Build Claims Automation Around Queues, Rules, and Exceptions
A stronger approach starts with segmentation. Leaders should separate claim types, payer rules, volume patterns, error categories, and work queues before deciding what to automate. Eligibility checks may need one automation design, denial status checks another, payment posting another, and compliance reporting another. Each workflow needs its own trigger, data source, exception path, and success measure.
Shared services teams also need a clear operating model. Automation should route clean transactions forward, send incomplete items into the right exception queue, capture evidence, update status, and provide visibility into backlogs. Dashboards should show pending claims, denial categories, aging queues, payer delays, rework drivers, and manual intervention trends. This gives leaders control over the full operation, not just the automated portion.
Implementation Readiness for Claims Automation
Before implementation, teams should validate data quality, access rights, payer portal dependencies, system integration options, audit requirements, and security controls. Claims work may involve sensitive information, so role-based access, audit trails, documentation, and review procedures should be built in from the start. UAT should include real exception scenarios, not only clean test cases.
Implementation planning should also cover business ownership. Who updates rules when payer requirements change? Who reviews failed transactions? Who approves changes to bot logic? Who owns the SLA when automation pauses? These questions matter because shared services teams operate at scale, and small governance gaps become large backlogs.
Why Claims Automation Needs Ongoing Monitoring
Claims automation is exposed to changing payer portals, updated rules, new denial patterns, system performance issues, and process changes. Without monitoring and support, automations that worked at launch may begin failing silently or pushing more work into manual queues. Leaders need visibility into bot runs, failed transactions, exception reasons, queue aging, and impact on revenue cycle flow.
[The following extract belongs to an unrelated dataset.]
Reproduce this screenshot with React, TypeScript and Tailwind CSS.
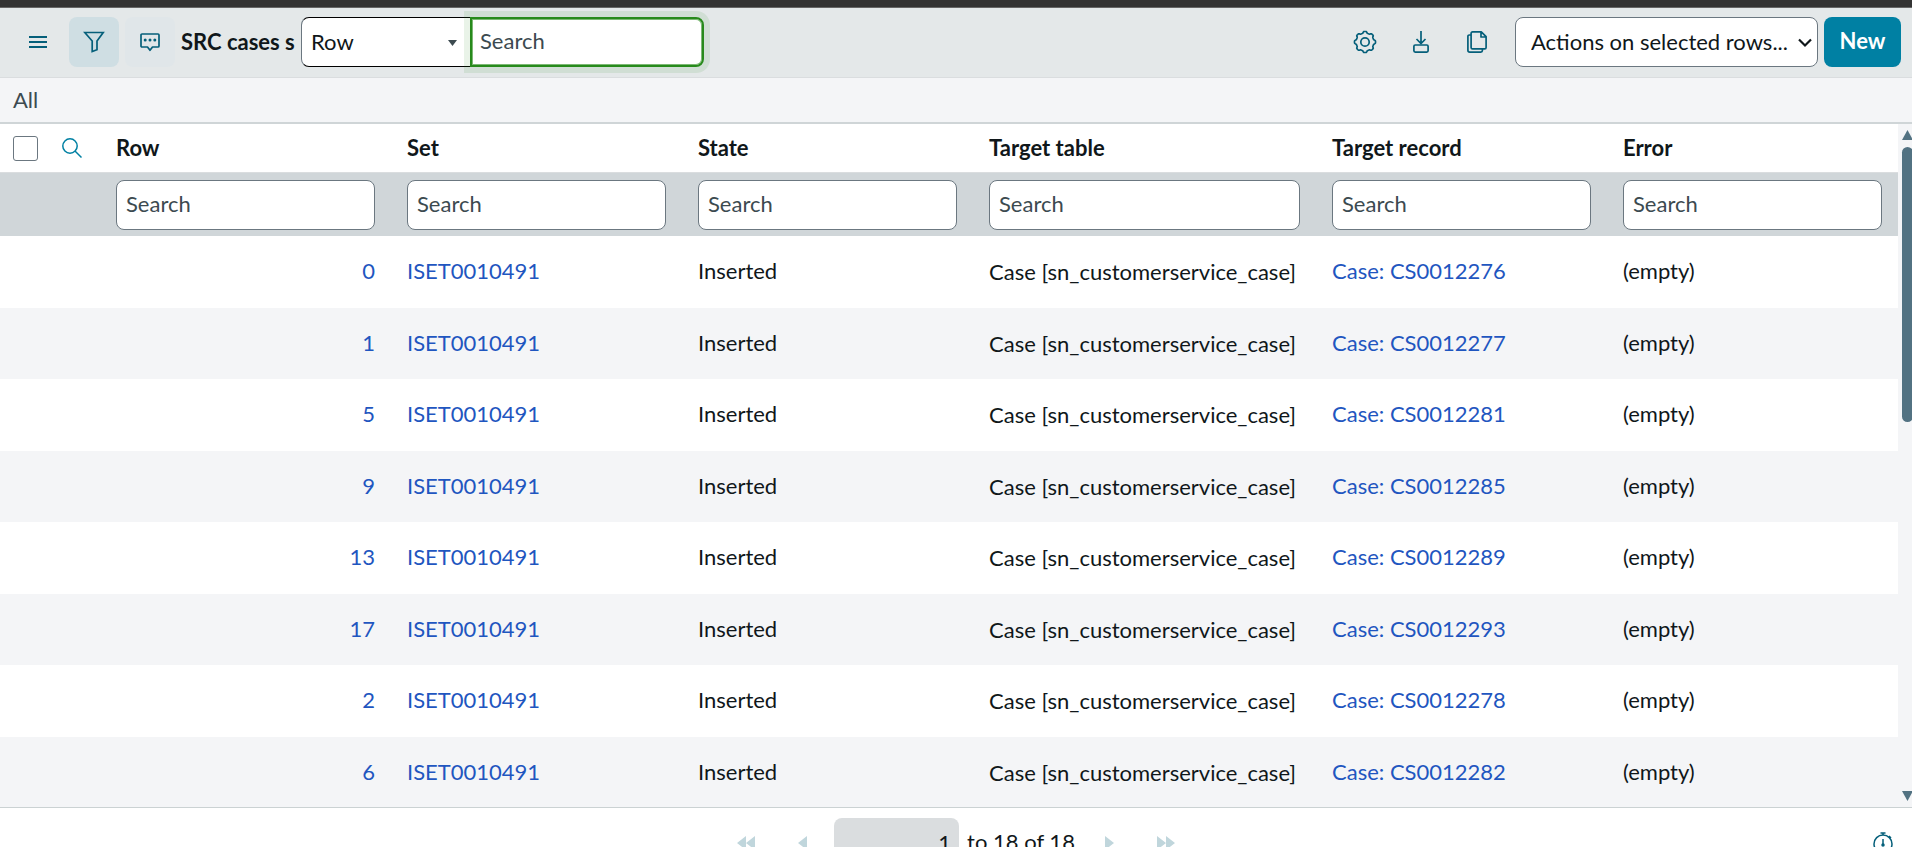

Continuous improvement is also important. If automation reports show repeated missing documents, intake should improve. If denial categories cluster around authorization gaps, upstream checks should be redesigned. If payment posting exceptions rise, data mapping or payer rule handling may need adjustment.
How Neotechie Can Help
Neotechie helps shared services and healthcare operations teams approach claims processing automation as a governed operating program. The team can support process discovery, workflow redesign, RPA development, exception handling, system integration, audit-ready documentation, monitoring, and ongoing support for eligibility checks, prior authorization support, claims status review, denial management, payment posting, and reporting.
Neotechie works across leading RPA and automation platforms, including Automation Anywhere, UiPath, and Microsoft Power Automate.
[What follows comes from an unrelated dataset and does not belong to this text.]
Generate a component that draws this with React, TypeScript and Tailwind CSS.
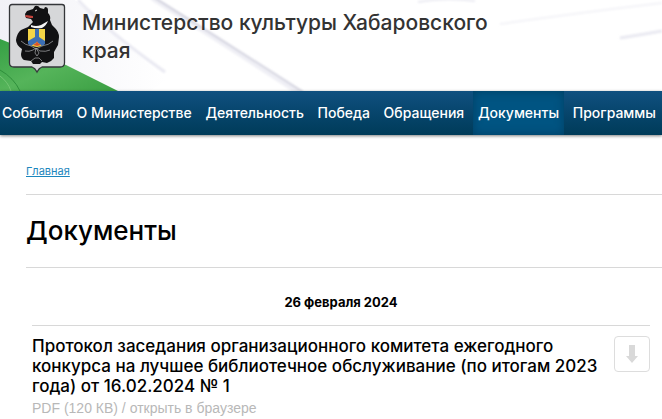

The focus is reliable production execution, clearer queue visibility, and reduced manual work where automation is genuinely ready to scale. Explore Neotechie automation services.
Conclusion
Claims automation fails when it ignores the operational reality of shared services. If your claims queues are growing despite automation efforts, Neotechie can help redesign the process, govern the exceptions, and support automation after go-live.
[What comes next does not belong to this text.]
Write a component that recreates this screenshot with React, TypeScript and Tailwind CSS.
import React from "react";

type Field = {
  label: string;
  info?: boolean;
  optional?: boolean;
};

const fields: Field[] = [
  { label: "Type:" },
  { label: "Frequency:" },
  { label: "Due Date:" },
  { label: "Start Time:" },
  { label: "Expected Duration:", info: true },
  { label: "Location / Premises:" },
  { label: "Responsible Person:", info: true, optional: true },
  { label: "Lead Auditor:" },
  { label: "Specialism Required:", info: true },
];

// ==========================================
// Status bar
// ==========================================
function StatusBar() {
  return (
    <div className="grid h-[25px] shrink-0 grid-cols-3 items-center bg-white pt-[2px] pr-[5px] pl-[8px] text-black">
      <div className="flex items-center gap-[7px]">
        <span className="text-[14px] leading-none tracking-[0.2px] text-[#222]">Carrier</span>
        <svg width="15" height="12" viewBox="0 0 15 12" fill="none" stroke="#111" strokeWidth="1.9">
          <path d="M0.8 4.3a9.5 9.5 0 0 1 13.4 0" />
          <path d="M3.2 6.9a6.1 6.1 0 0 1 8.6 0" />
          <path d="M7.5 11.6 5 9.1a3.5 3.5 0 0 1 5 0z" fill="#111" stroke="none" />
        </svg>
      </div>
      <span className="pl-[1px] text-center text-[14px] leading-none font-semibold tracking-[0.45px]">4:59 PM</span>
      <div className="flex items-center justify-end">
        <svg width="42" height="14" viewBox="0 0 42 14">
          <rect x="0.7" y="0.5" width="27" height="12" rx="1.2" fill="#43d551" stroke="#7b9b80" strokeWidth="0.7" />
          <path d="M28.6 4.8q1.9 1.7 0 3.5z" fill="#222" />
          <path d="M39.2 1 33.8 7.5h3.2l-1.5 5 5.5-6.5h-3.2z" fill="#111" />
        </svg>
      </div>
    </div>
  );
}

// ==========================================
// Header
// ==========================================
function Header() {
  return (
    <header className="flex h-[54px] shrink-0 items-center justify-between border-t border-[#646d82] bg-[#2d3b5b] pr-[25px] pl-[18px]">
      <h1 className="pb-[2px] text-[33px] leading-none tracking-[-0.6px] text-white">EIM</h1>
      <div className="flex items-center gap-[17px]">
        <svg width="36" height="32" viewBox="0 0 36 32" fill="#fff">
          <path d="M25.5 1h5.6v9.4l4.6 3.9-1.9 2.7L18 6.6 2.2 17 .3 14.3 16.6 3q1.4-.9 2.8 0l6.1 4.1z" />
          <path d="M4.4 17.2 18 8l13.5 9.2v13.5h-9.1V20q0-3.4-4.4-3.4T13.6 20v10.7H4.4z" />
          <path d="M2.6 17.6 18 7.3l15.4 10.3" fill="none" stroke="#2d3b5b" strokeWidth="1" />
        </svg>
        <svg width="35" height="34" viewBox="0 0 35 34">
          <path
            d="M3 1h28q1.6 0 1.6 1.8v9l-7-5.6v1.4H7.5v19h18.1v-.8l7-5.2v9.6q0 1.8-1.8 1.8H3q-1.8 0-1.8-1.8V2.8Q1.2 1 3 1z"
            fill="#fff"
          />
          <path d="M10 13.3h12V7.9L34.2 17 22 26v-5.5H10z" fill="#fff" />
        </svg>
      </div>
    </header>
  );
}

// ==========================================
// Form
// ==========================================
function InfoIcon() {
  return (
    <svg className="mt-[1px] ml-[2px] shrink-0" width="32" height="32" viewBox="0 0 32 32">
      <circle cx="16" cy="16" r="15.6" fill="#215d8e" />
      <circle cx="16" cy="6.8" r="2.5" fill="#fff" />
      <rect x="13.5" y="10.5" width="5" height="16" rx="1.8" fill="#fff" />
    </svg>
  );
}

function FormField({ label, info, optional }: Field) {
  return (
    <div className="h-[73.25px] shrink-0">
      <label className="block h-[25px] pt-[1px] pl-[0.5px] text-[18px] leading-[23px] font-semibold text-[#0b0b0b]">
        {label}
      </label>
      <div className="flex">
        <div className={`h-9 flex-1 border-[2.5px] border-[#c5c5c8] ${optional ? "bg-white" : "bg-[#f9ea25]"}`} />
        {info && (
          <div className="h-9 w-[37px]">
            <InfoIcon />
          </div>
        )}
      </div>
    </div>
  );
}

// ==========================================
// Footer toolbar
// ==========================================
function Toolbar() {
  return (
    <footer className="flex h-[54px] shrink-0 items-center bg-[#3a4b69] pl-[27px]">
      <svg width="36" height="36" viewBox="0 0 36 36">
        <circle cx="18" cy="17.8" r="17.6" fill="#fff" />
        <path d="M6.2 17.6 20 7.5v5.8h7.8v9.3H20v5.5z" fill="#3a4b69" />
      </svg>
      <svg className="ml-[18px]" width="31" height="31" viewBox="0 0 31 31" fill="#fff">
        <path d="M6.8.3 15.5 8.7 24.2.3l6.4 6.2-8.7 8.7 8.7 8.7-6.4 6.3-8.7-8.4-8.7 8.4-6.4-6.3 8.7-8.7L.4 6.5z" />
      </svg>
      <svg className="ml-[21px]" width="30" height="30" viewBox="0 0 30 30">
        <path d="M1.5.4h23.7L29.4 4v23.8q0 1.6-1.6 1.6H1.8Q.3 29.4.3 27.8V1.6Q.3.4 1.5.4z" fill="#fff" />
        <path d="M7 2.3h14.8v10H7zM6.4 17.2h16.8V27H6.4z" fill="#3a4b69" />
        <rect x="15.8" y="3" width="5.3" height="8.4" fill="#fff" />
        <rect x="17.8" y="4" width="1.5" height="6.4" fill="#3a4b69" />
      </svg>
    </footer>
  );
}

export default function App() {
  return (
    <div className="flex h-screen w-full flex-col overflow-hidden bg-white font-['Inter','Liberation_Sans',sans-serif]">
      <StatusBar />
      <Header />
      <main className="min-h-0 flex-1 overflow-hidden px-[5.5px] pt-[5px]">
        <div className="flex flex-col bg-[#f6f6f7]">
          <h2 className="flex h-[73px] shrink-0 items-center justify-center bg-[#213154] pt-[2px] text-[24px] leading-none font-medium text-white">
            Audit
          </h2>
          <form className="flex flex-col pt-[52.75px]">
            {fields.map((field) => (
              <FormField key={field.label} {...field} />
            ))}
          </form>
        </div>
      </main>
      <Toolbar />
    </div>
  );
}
Frequently Asked Questions
Q. Why do claims processing automation projects fail in shared services?
They fail when teams automate incomplete rules, ignore exceptions, or underestimate payer and system variability. Shared services also need clear ownership, reporting, and support after go-live.
Q. What claims workflows can be automated safely?
Eligibility checks, claims status checks, prior authorization follow-ups, denial worklists, payment posting support, and compliance reporting can often be automated. Each workflow must be assessed for rules, volume, data quality, and exception handling.
Q. How should claims automation handle exceptions?
Exceptions should be categorized, routed to the right owner, documented, and measured. Automation should not hide exceptions or leave users to resolve failed transactions without visibility.